◆ What to produce: Produce nothing but an exact copy of the lines from the one containing "Reproduce this screenshot" through the one containing "border-[#d0d0d0] bg-white px-px", and do not carry over pictures.

◆ Data records:
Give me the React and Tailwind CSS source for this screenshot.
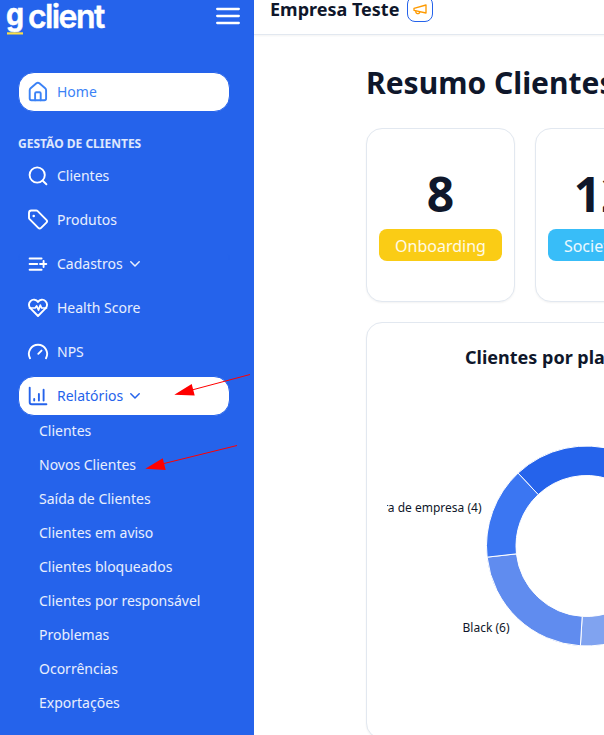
==
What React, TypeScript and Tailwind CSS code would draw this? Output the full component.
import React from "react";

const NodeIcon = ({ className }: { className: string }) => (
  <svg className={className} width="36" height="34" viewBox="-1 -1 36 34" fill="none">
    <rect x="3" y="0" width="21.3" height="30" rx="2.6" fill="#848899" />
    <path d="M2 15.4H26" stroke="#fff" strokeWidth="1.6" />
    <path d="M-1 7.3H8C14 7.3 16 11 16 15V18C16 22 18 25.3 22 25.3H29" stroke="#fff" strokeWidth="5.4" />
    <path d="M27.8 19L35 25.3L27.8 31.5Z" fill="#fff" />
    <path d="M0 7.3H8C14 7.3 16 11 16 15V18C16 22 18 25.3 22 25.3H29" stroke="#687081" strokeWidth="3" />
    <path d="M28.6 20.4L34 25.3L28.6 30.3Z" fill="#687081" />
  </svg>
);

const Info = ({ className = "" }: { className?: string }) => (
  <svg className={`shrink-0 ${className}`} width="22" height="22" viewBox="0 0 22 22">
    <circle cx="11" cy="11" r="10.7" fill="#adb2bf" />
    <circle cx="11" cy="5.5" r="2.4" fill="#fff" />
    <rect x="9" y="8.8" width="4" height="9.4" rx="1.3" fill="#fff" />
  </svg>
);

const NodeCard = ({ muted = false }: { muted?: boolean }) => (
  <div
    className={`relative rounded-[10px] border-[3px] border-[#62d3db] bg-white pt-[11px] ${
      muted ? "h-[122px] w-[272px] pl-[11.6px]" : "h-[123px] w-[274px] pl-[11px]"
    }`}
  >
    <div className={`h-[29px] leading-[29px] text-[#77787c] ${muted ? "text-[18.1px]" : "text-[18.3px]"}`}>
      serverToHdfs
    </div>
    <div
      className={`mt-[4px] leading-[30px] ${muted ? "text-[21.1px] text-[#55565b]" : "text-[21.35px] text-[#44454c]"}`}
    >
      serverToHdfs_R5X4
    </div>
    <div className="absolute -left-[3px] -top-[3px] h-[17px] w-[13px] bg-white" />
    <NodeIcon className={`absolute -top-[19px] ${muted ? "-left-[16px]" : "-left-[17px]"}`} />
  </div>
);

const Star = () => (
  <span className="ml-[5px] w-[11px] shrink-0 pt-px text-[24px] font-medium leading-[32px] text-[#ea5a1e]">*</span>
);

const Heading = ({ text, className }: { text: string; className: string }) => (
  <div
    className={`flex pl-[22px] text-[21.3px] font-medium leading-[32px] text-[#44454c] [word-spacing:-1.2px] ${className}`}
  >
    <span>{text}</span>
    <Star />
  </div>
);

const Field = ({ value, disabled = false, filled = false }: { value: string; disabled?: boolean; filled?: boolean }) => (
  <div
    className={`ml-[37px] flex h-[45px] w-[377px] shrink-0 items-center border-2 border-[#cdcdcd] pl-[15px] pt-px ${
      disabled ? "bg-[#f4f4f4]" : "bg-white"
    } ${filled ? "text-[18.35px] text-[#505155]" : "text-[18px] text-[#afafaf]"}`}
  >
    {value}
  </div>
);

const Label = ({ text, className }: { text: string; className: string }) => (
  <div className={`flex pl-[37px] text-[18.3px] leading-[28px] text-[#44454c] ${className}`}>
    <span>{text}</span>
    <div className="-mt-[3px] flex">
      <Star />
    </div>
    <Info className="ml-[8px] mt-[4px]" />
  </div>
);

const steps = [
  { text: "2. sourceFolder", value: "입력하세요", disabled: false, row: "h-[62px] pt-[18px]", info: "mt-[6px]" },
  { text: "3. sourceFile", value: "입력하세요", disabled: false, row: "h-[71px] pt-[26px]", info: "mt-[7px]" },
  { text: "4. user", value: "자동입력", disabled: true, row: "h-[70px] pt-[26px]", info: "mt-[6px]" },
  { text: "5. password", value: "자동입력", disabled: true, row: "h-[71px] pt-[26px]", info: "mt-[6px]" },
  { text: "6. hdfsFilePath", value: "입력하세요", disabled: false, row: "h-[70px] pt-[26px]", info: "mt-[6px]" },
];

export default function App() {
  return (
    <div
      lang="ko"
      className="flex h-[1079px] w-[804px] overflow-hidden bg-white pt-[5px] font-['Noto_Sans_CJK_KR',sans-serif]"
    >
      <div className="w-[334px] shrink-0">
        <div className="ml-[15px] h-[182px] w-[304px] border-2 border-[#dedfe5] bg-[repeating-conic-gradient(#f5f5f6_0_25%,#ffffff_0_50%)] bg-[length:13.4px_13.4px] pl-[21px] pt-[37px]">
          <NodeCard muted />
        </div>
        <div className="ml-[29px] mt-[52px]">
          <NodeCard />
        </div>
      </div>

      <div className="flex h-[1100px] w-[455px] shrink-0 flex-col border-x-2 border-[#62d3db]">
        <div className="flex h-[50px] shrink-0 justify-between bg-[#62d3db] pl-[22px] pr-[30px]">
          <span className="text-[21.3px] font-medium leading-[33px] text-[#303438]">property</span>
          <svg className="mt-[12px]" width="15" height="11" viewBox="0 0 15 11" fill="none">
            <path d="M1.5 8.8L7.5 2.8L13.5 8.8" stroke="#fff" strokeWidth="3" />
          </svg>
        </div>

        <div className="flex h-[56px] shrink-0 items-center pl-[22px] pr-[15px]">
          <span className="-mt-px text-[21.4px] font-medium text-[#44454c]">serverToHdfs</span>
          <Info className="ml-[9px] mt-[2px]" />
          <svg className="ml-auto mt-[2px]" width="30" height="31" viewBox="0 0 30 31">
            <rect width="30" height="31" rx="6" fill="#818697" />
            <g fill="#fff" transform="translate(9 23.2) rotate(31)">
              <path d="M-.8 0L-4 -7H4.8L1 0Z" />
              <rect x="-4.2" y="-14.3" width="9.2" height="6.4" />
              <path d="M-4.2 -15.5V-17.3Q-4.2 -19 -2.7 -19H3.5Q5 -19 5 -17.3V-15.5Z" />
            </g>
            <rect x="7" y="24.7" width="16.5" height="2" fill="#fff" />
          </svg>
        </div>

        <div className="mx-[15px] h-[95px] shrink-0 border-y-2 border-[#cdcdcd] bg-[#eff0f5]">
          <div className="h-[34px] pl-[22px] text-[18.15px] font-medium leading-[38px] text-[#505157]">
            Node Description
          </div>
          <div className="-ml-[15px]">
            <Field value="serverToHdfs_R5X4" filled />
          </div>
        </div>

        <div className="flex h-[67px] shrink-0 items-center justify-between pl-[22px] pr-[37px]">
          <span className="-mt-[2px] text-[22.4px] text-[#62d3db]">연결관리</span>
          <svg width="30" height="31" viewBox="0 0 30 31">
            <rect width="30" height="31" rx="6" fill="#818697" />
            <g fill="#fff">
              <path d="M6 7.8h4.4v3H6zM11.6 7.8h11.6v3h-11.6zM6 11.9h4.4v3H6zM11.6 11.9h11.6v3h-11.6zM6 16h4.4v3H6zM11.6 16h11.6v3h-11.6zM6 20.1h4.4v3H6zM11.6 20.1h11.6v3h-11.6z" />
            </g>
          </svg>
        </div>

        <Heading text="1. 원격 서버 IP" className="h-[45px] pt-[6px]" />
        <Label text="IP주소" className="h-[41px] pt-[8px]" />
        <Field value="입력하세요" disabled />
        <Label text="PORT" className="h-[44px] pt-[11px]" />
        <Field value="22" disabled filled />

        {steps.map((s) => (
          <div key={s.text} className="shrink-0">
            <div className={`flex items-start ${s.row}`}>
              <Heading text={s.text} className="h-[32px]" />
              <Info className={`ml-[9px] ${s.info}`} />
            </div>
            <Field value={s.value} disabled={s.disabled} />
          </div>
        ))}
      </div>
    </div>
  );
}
---
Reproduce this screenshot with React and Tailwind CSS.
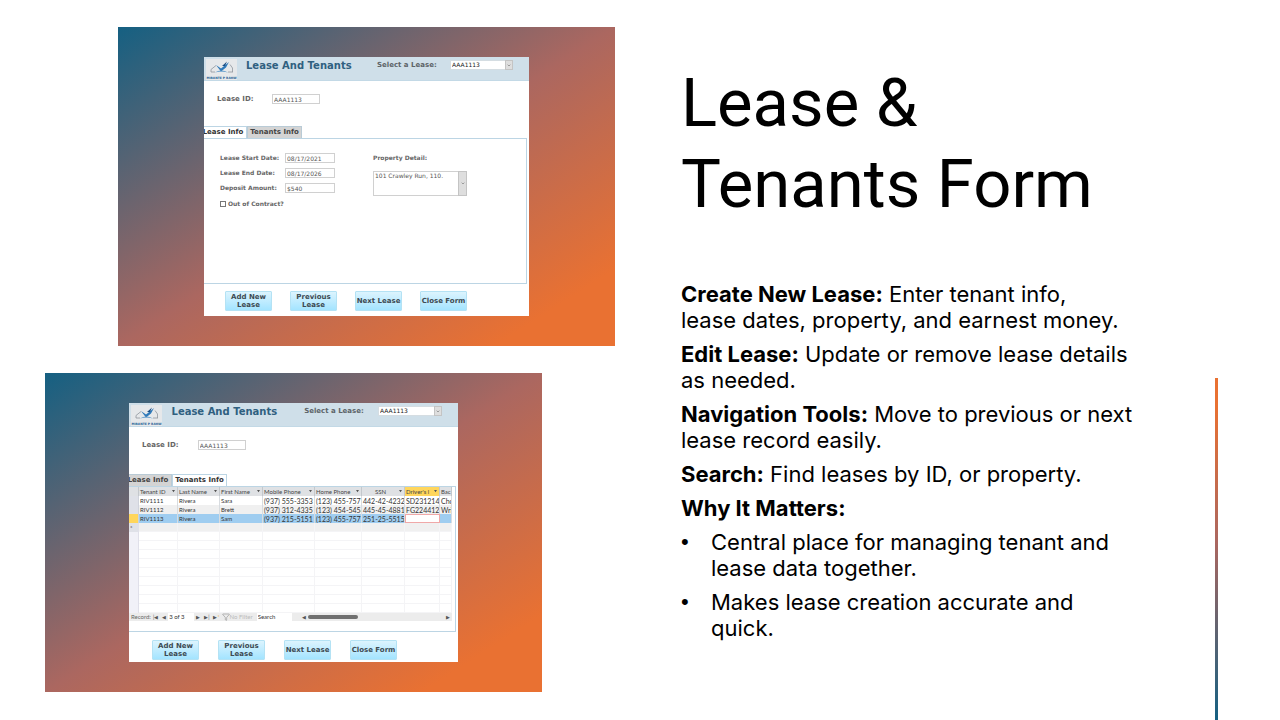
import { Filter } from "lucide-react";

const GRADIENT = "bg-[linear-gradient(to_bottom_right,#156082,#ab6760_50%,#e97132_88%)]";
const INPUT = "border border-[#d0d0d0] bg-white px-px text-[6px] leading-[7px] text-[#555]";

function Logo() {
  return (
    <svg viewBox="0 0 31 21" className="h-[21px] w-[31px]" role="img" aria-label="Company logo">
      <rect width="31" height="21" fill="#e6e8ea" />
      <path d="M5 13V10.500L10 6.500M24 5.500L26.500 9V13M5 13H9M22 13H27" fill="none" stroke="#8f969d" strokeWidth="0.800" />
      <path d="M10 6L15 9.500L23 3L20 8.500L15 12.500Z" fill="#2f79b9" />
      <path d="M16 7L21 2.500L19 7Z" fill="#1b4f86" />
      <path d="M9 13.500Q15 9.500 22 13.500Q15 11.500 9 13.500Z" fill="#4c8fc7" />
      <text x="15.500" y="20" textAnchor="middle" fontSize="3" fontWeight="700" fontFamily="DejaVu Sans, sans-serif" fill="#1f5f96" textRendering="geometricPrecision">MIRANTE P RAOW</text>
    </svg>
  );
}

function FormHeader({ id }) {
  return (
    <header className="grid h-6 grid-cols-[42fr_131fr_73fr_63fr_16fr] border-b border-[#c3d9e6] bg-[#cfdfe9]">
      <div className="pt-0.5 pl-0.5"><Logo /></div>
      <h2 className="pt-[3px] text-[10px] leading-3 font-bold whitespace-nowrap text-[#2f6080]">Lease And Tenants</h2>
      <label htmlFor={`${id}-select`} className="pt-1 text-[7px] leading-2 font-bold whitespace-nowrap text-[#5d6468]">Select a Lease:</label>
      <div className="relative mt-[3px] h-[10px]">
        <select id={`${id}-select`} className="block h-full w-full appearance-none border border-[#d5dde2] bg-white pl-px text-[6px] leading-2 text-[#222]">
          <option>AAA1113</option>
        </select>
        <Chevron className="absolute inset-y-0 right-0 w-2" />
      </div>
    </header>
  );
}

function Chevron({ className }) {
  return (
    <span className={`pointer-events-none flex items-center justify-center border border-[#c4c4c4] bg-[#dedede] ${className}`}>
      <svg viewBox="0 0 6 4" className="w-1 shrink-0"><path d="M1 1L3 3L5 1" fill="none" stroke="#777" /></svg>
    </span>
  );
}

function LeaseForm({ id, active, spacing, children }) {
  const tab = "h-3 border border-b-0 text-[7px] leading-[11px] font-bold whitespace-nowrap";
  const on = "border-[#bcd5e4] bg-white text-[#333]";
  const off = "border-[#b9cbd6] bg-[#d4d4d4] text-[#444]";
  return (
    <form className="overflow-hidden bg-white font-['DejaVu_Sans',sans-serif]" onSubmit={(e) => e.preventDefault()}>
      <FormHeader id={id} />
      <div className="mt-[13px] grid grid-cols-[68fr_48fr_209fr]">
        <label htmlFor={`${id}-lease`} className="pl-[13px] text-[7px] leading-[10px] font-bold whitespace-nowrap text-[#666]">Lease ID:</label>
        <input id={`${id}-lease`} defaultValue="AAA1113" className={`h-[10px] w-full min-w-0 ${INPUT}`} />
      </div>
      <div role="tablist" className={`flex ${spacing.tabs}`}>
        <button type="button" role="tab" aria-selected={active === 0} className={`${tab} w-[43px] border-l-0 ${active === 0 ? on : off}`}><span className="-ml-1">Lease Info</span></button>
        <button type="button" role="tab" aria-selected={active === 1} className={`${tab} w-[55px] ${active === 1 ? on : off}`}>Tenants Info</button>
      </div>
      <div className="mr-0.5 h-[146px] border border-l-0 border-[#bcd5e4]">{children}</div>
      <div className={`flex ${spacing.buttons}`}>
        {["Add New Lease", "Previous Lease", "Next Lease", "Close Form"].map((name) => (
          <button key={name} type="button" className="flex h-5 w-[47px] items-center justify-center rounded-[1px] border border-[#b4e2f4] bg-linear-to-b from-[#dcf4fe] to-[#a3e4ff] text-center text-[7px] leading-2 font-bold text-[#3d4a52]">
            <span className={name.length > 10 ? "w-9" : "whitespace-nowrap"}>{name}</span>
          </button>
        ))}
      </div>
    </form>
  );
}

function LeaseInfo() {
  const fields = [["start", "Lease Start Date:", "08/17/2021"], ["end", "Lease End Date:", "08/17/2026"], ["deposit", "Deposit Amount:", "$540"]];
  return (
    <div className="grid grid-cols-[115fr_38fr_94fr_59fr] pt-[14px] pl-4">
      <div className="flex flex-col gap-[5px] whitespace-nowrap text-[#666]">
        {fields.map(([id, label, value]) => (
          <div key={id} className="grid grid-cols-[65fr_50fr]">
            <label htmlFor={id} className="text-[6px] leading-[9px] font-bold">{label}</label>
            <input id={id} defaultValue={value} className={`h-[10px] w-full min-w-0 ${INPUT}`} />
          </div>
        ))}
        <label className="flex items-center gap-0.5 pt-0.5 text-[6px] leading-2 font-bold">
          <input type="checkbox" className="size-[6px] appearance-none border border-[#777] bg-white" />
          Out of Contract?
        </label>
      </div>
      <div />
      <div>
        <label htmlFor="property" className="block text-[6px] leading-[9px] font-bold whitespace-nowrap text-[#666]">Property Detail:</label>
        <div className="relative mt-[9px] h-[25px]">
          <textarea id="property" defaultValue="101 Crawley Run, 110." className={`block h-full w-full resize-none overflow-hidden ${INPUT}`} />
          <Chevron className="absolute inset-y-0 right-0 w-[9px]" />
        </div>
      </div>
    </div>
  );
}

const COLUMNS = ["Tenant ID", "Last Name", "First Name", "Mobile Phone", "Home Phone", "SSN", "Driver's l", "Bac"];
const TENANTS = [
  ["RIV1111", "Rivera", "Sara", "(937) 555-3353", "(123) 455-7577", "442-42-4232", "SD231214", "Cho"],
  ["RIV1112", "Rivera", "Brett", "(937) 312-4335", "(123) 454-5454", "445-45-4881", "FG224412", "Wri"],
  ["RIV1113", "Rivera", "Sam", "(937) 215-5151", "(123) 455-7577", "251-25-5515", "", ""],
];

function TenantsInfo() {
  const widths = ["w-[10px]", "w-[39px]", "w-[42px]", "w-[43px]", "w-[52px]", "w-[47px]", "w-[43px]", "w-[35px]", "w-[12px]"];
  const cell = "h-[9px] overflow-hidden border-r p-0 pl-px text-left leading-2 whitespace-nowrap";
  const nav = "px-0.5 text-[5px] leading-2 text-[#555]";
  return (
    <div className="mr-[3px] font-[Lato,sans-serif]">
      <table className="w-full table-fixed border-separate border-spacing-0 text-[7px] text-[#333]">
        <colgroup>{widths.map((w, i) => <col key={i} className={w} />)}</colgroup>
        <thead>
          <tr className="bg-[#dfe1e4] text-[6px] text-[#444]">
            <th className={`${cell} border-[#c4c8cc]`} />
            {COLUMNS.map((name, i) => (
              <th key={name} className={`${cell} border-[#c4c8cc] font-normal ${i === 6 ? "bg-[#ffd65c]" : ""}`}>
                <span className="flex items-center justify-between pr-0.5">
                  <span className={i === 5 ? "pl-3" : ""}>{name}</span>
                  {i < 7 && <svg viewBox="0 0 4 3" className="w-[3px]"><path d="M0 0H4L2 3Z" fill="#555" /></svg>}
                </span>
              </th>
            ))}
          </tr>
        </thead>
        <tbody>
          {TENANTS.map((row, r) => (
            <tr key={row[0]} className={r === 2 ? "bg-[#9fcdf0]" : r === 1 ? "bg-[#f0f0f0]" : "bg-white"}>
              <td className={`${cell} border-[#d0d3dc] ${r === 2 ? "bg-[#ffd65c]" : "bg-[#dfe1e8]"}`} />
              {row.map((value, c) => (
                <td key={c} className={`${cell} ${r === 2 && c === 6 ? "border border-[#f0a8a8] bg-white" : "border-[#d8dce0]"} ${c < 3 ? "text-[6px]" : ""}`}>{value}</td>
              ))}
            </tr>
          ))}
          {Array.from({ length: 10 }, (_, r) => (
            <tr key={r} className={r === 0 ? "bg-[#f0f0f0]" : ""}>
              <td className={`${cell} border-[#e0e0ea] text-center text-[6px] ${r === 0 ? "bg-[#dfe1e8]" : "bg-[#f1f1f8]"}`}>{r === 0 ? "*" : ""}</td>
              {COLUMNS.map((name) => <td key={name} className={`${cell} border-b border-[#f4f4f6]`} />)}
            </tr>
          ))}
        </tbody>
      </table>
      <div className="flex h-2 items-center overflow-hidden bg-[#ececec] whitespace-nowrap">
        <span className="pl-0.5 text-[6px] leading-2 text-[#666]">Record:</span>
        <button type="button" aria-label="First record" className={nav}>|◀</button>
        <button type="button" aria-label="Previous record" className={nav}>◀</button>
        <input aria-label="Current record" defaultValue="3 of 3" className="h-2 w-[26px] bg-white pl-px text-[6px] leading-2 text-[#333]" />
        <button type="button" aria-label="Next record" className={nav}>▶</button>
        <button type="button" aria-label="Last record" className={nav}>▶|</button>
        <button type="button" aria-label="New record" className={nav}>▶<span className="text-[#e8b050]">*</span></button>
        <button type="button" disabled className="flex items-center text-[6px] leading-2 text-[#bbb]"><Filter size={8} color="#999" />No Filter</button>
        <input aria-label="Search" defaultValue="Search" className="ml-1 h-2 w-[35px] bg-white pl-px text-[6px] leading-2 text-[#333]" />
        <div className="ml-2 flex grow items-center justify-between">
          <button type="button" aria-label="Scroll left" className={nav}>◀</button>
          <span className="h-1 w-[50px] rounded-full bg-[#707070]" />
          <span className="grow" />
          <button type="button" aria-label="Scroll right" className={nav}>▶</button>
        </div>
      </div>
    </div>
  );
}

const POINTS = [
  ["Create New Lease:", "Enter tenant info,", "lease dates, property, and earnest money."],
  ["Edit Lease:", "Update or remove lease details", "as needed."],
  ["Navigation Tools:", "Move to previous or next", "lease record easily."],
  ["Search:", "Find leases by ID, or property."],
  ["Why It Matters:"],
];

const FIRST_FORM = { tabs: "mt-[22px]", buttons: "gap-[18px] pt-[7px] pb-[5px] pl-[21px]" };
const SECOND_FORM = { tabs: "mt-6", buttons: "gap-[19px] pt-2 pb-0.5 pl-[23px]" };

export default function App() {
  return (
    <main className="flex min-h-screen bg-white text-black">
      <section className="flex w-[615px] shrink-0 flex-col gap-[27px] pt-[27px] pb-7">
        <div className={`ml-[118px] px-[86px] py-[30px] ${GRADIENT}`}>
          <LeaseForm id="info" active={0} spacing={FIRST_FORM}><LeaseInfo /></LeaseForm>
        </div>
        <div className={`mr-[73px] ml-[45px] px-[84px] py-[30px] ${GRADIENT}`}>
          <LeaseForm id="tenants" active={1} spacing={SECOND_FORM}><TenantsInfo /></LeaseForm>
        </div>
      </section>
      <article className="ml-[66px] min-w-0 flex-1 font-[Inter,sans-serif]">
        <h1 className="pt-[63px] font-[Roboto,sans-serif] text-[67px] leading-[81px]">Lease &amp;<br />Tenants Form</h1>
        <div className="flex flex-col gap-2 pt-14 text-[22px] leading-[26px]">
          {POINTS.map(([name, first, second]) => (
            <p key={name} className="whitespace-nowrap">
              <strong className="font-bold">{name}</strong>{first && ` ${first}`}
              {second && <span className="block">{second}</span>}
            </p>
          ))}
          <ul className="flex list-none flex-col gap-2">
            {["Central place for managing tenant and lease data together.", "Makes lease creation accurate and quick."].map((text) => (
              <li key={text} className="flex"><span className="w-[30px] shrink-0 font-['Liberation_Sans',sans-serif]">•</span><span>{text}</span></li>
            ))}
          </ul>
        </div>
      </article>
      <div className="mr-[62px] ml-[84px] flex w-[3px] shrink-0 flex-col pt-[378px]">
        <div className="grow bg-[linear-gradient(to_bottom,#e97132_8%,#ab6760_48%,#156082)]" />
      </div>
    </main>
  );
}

◆ Complete answer:
Reproduce this screenshot with React and Tailwind CSS.
import { Filter } from "lucide-react";

const GRADIENT = "bg-[linear-gradient(to_bottom_right,#156082,#ab6760_50%,#e97132_88%)]";
const INPUT = "border border-[#d0d0d0] bg-white px-px text-[6px] leading-[7px] text-[#555]";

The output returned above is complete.